▶ _The problem_
Single out the lines that include the word "this". Copy them.

▶ _Raw data_
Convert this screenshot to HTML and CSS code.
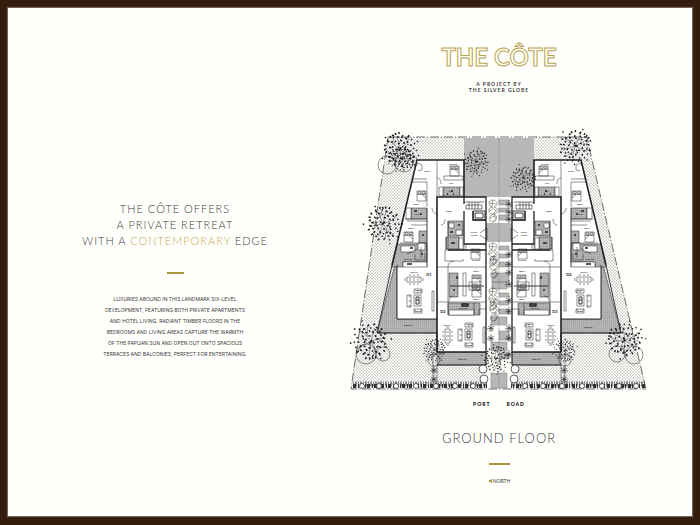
FILE: index.html
```html
<!DOCTYPE html>
<html lang="en">
<head>
<meta charset="utf-8">
<meta name="viewport" content="width=device-width, initial-scale=1">
<title>The Côte – Ground Floor</title>
<link rel="stylesheet" href="styles.css">
</head>
<body>
<main class="spread">
  <section class="intro">
    <h2 class="headline">The Côte offers<br>a private retreat<br>with a <span class="accent">contemporary</span> edge</h2>
    <div class="rule rule-small"></div>
    <p class="copy">Luxuries abound in this landmark six-level<br>development, featuring both private apartments<br>and hotel living. Radiant timber floors in the<br>bedrooms and living areas capture the warmth<br>of the Papuan sun and open out onto spacious<br>terraces and balconies, perfect for entertaining.</p>
  </section>
  <section class="floor">
    <h1 class="logo">THE CÔTE</h1>
    <p class="byline">A project by<br>the Silver Globe</p>
    <svg class="plan" viewBox="342 128 314 264" role="img" aria-label="Ground floor plan">
      <defs>
        <pattern id="grass" width="3" height="3" patternUnits="userSpaceOnUse"><path d="M0 0L3 3M3 0L0 3" stroke="#999" stroke-width=".35"/></pattern>
        <pattern id="deck" width="2" height="2" patternUnits="userSpaceOnUse"><rect width="2" height="2" fill="#c6c6c6"/><path d="M0 1H2" stroke="#999" stroke-width=".7"/></pattern>
        <pattern id="tile" width="2" height="2" patternUnits="userSpaceOnUse"><rect width="2" height="2" fill="#bbb"/><path d="M0 .5H2M.5 0V2" stroke="#999" stroke-width=".4"/></pattern>
        <g id="bed"><path d="M0 0H9V10H0ZM0 3.5H9M1 .8H4V2.6H1ZM5 .8H8V2.6H5ZM5 3.5L9 7"/></g>
        <g id="lounge">
          <path d="M7 0H15V4H7ZM8 1.5H14V4M11 1.5V4M0 6H4V18H0ZM1.500 7H4M1.500 12H4M1.500 17H4M7 6H14V17H7ZM7 20H15V24H7ZM8 20V22.500H14V20"/>
          <path d="M9 8H12V15H9ZM9 11H12" stroke-width=".9"/>
        </g>
        <g id="dining"><path d="M2 3H16V8H2ZM0 4V7M18 4V7M4 1H6M8 1H10M12 1H14M4 10H6M8 10H10M12 10H14M5 4V7M9 4V7M13 4V7"/></g>
        <g id="vine" stroke-width=".4"><path d="M5 0C0 0 0 5 4 7C-1 8 0 14 5 14C1 16 0 22 5 22C9 21 10 16 6 14C11 13 10 8 6 7C11 5 9 0 5 0M5 0L4 7L8 11L5 14L8 18L5 22M1 3L8 4M1 11L5 9M2 18L7 16"/></g>
        <g id="shrub"><path d="M0 0L-3 -2M0 0L3 -2M0 0L-4 1M0 0L3 1M0 0L-2 3M0 0L2 3M0 0V-4M0 0V4"/></g>
        <g id="leaves"><path d="M-16 -5l2 1M-14 3l1 -2M-13 -10l2 2M-12 7l2 0M-11 -3l2 1M-11 12l1 -2M-10 -14l1 2M-9 2l-2 2M-9 -8l2 0M-8 8l2 1M-7 -12l1 -1M-7 -4l-1 2M-6 4l2 0M-6 15l1 -2M-5 -17l1 2M-5 -9l1 1M-4 -1l2 1M-4 10l-1 2M-3 -13l2 0M-3 5l1 2M-2 -6l2 -1M-2 14l2 0M-1 -18l0 2M-1 1l1 -2M0 8l2 1M0 -10l2 1M1 -3l-1 2M2 4l2 0M2 17l1 -2M3 -15l-1 2M3 -7l2 0M4 11l1 1M4 0l2 -1M5 -12l2 1M6 -4l-1 2M6 6l2 0M7 -9l1 2M7 14l1 -2M8 1l2 1M9 -15l-1 2M9 9l2 -1M10 -5l2 0M10 4l1 2M11 -10l1 -1M12 12l1 -1M13 -2l1 1M13 6l2 1M14 -7l1 1M16 0l1 1M-14 -1l-2 1M-8 -15l2 1M-7 1l1 1M-10 6l0 2M1 -13l1 1M7 -1l1 1M5 8l-1 1M-1 11l1 1M-17 8l-1 1M17 -8l1 -1M-15 -13l1 1M14 15l1 0M18 5l1 1"/></g>
        <g id="tree">
          <path d="M0 0L-9 -8L-13 -8M0 0L8 -9V-14M0 0L-10 7M0 0L11 6L14 4M0 0L1 13M0 0L-3 -14M-5 -4L-7 -12M5 3L8 12M-5 4L-13 3" stroke-width=".4"/>
          <use href="#leaves" stroke-width="1.500"/>
        </g>
        <g id="half">
          <path d="M437 365H486V389H437Z" fill="url(#grass)" stroke="none"/>
          <path d="M397 265V319H437V333H377L395 265Z" fill="url(#tile)"/>
          <path d="M437 352H486V365H437Z" fill="url(#tile)"/>
          <path d="M417 160H464V197H486V352H437V319H397V265H392Z" fill="#fff" stroke="none"/>
          <g fill="url(#tile)">
            <path d="M443 187H460V196H443ZM411 208H427V219H411ZM419 231H427V243H419ZM448 221H463V236H448ZM446 237H459V249H446ZM449 273H458V297H449ZM448 303H480V315H448ZM397 244H427V262H403V267H392Z"/>
          </g>
          <g fill="#fff">
            <path d="M403 262H427V267H403ZM401 246H415V252H401ZM418 243H425V250H418ZM406 208H411V219H406ZM439 187H443V196H439ZM460 187H463V196H460ZM449 310H474V315H449ZM459 238H463V249H459ZM449 223H454V228H449ZM456 230H462V235H456Z"/>
          </g>
          <path d="M437 160V197M444 178V176H463V180H444ZM412 182H427V207M412 179H427M405 219H427V221H407M427 221V231M400 243H427V267M411 225H427M427 208V262M464 244V250H445V261H463V259M437 267H486M448 267V302M463 273H466V296H463ZM437 302H486M448 302V315M448 221V250M479 315V309H486M474 303V315M446 237V250M466 250V244M432 291H434V311H432ZM483 327H485V343H483ZM421 247V258M407 254L417 249M415 254V260H425V253"/>
          <path d="M415 167L418 163L422 165V170L418 171M437 178C440 178 441 181 441 184M432 208C432 212 435 214 438 214M441 225C444 225 445 222 445 219M448 267C448 263 451 261 454 261M449 302C449 297 451 296 454 296M480 233L487 228V240L480 235"/>
          <path d="M464 202H484M466 205H482V209H466ZM469 202V209M472 202V209M475 202V209M478 202V209" stroke-width=".6"/>
          <path d="M473 211H485V220H473ZM475 213H483V218H475ZM450 286H484" stroke-width=".9"/>
          <path d="M451 191h2M447 194h1M453 194h1M414 211h3M420 214h2M422 235h2M450 232h3M458 225h2M451 243h4M407 264h5M410 248h3M421 254h2M457 276v3M454 289v2M462 304h6v2h-6z" stroke-width="1.400"/>
          <use href="#bed" x="450" y="166"/><use href="#bed" x="417" y="191"/><use href="#bed" x="404" y="232"/>
          <use href="#bed" x="471" y="249"/><use href="#bed" x="472" y="275"/><use href="#bed" x="472" y="287"/>
          <path d="M469 282H480V290H469ZM472 284H477V288H472Z"/>
          <use href="#dining" x="405" y="274"/><use href="#lounge" x="407" y="289"/>
          <use href="#dining" transform="translate(453 327) rotate(90)"/><use href="#lounge" x="458" y="323"/>
          <path d="M437 352V197H464V160H417L392 265" fill="none" stroke-width="1.600"/>
          <path d="M464 197H486V352H437M464 197V204M464 211V244H486M473 211V220H486M448 250H486" fill="none" stroke-width="1.300"/>
          <path d="M397 265V319H437M392 265L377 333H437V352M437 365H486V352" fill="none" stroke-width=".9"/>
          <path d="M437 365V389M433 352V386" fill="none"/>
          <path d="M353 384H487" stroke-width="5" stroke-dasharray="1 1 2 1" stroke="#888"/>
          <path d="M353 386H487" stroke-width="4" stroke-dasharray="3 2 1 1" stroke="#333"/>
          <g fill="#fff" stroke-width=".7"><circle cx="362" cy="386" r="2.500"/><circle cx="379" cy="386" r="2.500"/><circle cx="396" cy="386" r="2.500"/><circle cx="416" cy="386" r="2.500"/><circle cx="436" cy="386" r="2.500"/><circle cx="455" cy="386" r="2.500"/><circle cx="473" cy="386" r="2.500"/><circle cx="483" cy="369" r="4"/><circle cx="484" cy="379" r="4"/></g>
          <g stroke-width=".6"><use href="#shrub" x="434" y="370"/><use href="#shrub" x="434" y="379"/></g>
        </g>
      </defs>

      <g class="ink">
        <path d="M388 137H464V197H437V389H351ZM534 137H587L592 160L646 389H561V197H534Z" fill="url(#grass)" stroke="none"/>
        <path d="M464 138H534V197H464ZM486 223H512V242H486Z" fill="url(#deck)" stroke="none"/>
        <use href="#half"/>
        <use href="#half" transform="translate(998 0) scale(-1 1)"/>

        <g class="paving" fill="url(#deck)">
          <path d="M499 200H509V205H499ZM499 208H509V212H499ZM499 215H509V220H499ZM499 246H509V250H499ZM499 254H509V258H499ZM499 262H509V267H499ZM492 273H509V282H492ZM492 282H507V289H492ZM499 293H509V297H499ZM499 301H509V305H499ZM499 309H509V314H499ZM491 317H507V325H491ZM499 331H509V340H499ZM491 342H507V351H491ZM499 353H509V359H499ZM491 373H507V388H491Z"/>
          <path d="M499 138V389" fill="none" stroke-dasharray="7 1 1 1"/>
        </g>
        <use href="#vine" x="488" y="200"/><use href="#vine" x="488" y="243"/><use href="#vine" x="489" y="256"/><use href="#vine" x="488" y="288"/><use href="#vine" x="489" y="299"/>
        <g stroke-width=".6">
          <use href="#shrub" x="509" y="204"/><use href="#shrub" x="509" y="212"/><use href="#shrub" x="509" y="219"/>
          <use href="#shrub" x="509" y="254"/><use href="#shrub" x="509" y="264"/><use href="#shrub" x="509" y="272"/><use href="#shrub" x="509" y="284"/>
          <use href="#shrub" x="509" y="300"/><use href="#shrub" x="509" y="311"/><use href="#shrub" x="509" y="328"/><use href="#shrub" x="509" y="338"/>
          <use href="#shrub" x="491" y="328"/><use href="#shrub" x="491" y="338"/><use href="#shrub" x="509" y="354"/>
        </g>

        <path class="boundary" d="M388 137H587L592 160L646 389M388 137L351 389H646"/>
        <g fill="none" stroke-width=".5">
          <circle cx="387" cy="165" r="9"/><circle cx="404" cy="163" r="9"/><circle cx="366" cy="354" r="10"/><circle cx="383" cy="354" r="7"/><circle cx="617" cy="354" r="8"/><circle cx="634" cy="355" r="9"/><circle cx="434" cy="360" r="6"/><circle cx="565" cy="360" r="6"/>
        </g>
        <use href="#tree" x="400" y="150"/>
        <use href="#tree" transform="translate(402 158) rotate(140) scale(.75)"/>
        <use href="#tree" transform="translate(383 224) rotate(25)"/>
        <use href="#tree" transform="translate(476 162) rotate(60) scale(.72)"/>
        <use href="#tree" transform="translate(523 178) rotate(100) scale(.72)"/>
        <use href="#tree" transform="translate(575 146) rotate(75) scale(.95)"/>
        <use href="#tree" transform="translate(371 341) rotate(200) scale(1.050)"/>
        <use href="#tree" transform="translate(625 340) rotate(310)"/>
        <use href="#tree" transform="translate(434 350) rotate(80) scale(.65)"/>
        <use href="#tree" transform="translate(565 350) rotate(190) scale(.65)"/>
        <use href="#tree" transform="translate(496 359) rotate(40) scale(.75)"/>
      </g>

      <g class="labels">
        <text x="427" y="172">STUDY</text><text x="453" y="165">MASTER</text><text x="451" y="184">WIR</text><text x="451" y="192">ENS</text>
        <text x="416" y="205">BED 3</text><text x="418" y="215">BATH</text><text x="411" y="229">BED 2</text><text x="449" y="212">LOBBY</text>
        <text x="474" y="233">ENTRY</text><text x="474" y="236">FOYER</text><text x="476" y="261">MASTER</text><text x="476" y="272">BED 2</text><text x="476" y="300">BED 3</text>
        <text x="463" y="309">KITCHEN</text><text x="408" y="260">KITCHEN</text><text x="408" y="326">TERRACE</text><text x="462" y="360">TERRACE</text><text x="414" y="273">DINING</text><text x="447" y="326">DINING</text>
        <text x="571" y="172">STUDY</text><text x="545" y="165">MASTER</text><text x="547" y="184">WIR</text><text x="547" y="192">ENS</text>
        <text x="580" y="205">BED 3</text><text x="580" y="215">BATH</text><text x="587" y="229">BED 2</text><text x="549" y="212">LOBBY</text>
        <text x="524" y="233">ENTRY</text><text x="524" y="236">FOYER</text><text x="522" y="261">MASTER</text><text x="522" y="272">BED 2</text><text x="522" y="300">BED 3</text>
        <text x="535" y="309">KITCHEN</text><text x="590" y="260">KITCHEN</text><text x="588" y="328">TERRACE</text><text x="536" y="360">TERRACE</text><text x="584" y="273">DINING</text><text x="551" y="326">DINING</text>
        <g class="unit"><text x="429" y="276">D1</text><text x="443" y="313">D2</text><text x="555" y="313">D3</text><text x="569" y="276">D4</text></g>
      </g>
    </svg>
    <p class="street"><span>Port</span><span>Road</span></p>
    <h2 class="level">Ground Floor</h2>
    <div class="rule rule-large"></div>
    <p class="north"><svg class="arrow" viewBox="0 0 4 4" aria-hidden="true"><path d="M0 2L4 0V4Z"/></svg>North</p>
  </section>
</main>
</body>
</html>
```
FILE: styles.css
```css
* {
  box-sizing: border-box;
}

body {
  margin: 0;
  padding: 8px 8px 9px;
  min-height: 100vh;
  display: flex;
  background: #341d0d;
  color: #3c3c3c;
  font-family: Lato, "Liberation Sans", sans-serif;
}

h1, h2, p {
  margin: 0;
  font-weight: 300;
  text-transform: uppercase;
}

.spread {
  flex: 1;
  display: grid;
  grid-template-columns: 334fr 314fr;
  padding-right: 36px;
  background: #fffffc;
  box-shadow: 0 0 1px 1px #71645a;
}

.intro,
.floor {
  display: flex;
  flex-direction: column;
  align-items: center;
  text-align: center;
}

.intro {
  padding-top: 193px;
}

.headline {
  font-size: 11px;
  line-height: 16px;
  letter-spacing: 1px;
}

.accent {
  color: #c2aa55;
}

.rule {
  height: 2px;
  background: #ad9440;
}

.rule-small {
  width: 17px;
  margin-top: 23px;
}

.copy {
  margin-top: 20px;
  font-family: Inter, Lato, sans-serif;
  font-size: 5px;
  font-weight: 400;
  line-height: 11px;
}

.floor {
  padding-top: 32px;
}

.logo {
  font-size: 24px;
  font-weight: 700;
  line-height: 34px;
  color: transparent;
  -webkit-text-stroke: 1px #b8a44d;
}

.byline {
  margin-top: 7px;
  font-size: 5px;
  font-weight: 700;
  line-height: 6px;
  letter-spacing: 1px;
}

.plan {
  display: block;
  width: 100%;
  height: auto;
  margin-top: 35px;
}

.ink {
  fill: none;
  stroke: #222;
  stroke-width: .5px;
}

.paving {
  stroke: #777;
}

.boundary {
  stroke: #333;
  stroke-width: .7px;
  stroke-dasharray: 9 2 1 2;
}

.labels {
  font-size: 2px;
  font-weight: 700;
  fill: #222;
  text-anchor: middle;
}

.unit {
  font-size: 4px;
}

.street {
  display: flex;
  gap: 16px;
  margin-top: 9px;
  color: #111;
  font-size: 5px;
  font-weight: 900;
  line-height: 6px;
  letter-spacing: 1px;
}

.level {
  margin-top: 22px;
  font-size: 13px;
  line-height: 18px;
  letter-spacing: 1px;
}

.rule-large {
  width: 21px;
  margin-top: 16px;
}

.north {
  display: flex;
  align-items: center;
  gap: 1px;
  margin-top: 13px;
  font-size: 5px;
  font-weight: 400;
  line-height: 6px;
}

.arrow {
  width: 4px;
  height: 4px;
  fill: #ad9440;
}
```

▶ _Completed task_
Convert this screenshot to HTML and CSS code.
    <p class="copy">Luxuries abound in this landmark six-level<br>development, featuring both private apartments<br>and hotel living. Radiant timber floors in the<br>bedrooms and living areas capture the warmth<br>of the Papuan sun and open out onto spacious<br>terraces and balconies, perfect for entertaining.</p>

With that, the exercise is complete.